### What is being asked
Out of all the lines below, count those with the word "index". Give the number only.

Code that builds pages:

Begin

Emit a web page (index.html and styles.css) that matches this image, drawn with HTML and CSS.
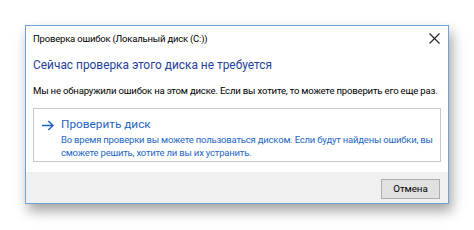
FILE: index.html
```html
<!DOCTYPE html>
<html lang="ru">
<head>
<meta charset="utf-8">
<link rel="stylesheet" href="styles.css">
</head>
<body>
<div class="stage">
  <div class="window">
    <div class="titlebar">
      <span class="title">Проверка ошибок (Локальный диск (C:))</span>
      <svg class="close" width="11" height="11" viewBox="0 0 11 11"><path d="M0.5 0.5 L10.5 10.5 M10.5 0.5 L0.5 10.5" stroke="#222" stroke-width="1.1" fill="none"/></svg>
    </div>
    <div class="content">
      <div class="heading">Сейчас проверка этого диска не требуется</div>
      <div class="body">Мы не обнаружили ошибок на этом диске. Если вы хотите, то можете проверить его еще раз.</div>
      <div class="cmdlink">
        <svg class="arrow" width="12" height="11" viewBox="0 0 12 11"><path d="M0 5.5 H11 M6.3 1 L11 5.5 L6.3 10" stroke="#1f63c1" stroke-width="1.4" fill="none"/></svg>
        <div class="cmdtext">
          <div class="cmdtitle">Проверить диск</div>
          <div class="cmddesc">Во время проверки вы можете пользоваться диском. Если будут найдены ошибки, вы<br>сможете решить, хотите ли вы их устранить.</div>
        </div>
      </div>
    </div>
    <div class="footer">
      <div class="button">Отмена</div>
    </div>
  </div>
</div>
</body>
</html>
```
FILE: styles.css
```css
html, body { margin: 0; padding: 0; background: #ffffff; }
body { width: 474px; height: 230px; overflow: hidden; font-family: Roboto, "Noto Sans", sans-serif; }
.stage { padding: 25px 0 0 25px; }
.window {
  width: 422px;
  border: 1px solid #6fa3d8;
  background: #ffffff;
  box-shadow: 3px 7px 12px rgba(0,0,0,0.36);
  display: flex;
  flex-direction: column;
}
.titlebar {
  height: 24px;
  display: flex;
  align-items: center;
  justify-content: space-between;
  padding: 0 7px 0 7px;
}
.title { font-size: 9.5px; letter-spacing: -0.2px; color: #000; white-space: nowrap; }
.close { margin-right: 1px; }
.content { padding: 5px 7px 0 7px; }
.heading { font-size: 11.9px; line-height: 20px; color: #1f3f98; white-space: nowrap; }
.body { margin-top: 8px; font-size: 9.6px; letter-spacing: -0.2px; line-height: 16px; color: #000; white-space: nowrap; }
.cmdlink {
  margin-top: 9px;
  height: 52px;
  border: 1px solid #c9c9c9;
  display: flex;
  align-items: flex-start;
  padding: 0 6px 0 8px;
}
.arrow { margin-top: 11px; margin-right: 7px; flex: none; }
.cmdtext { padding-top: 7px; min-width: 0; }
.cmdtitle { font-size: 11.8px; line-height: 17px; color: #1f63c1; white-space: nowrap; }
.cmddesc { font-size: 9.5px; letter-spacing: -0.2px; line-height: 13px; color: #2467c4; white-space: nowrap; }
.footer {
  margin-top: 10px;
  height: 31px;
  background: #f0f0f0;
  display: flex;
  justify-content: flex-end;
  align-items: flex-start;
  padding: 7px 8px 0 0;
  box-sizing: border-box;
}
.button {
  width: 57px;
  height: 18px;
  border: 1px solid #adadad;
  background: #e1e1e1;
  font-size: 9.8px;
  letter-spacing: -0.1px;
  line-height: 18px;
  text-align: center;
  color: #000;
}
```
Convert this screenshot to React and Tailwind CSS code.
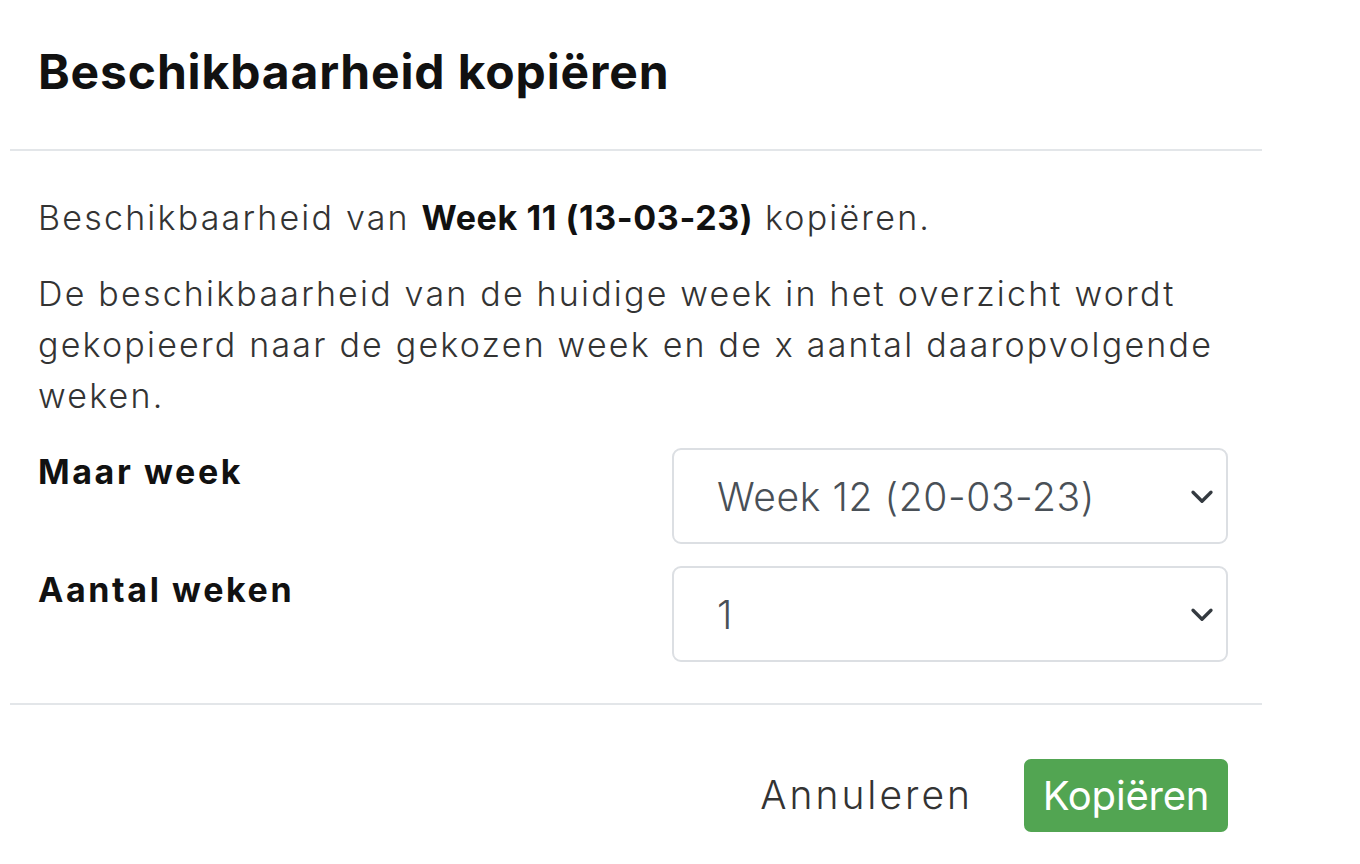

End

### Finished exercise
2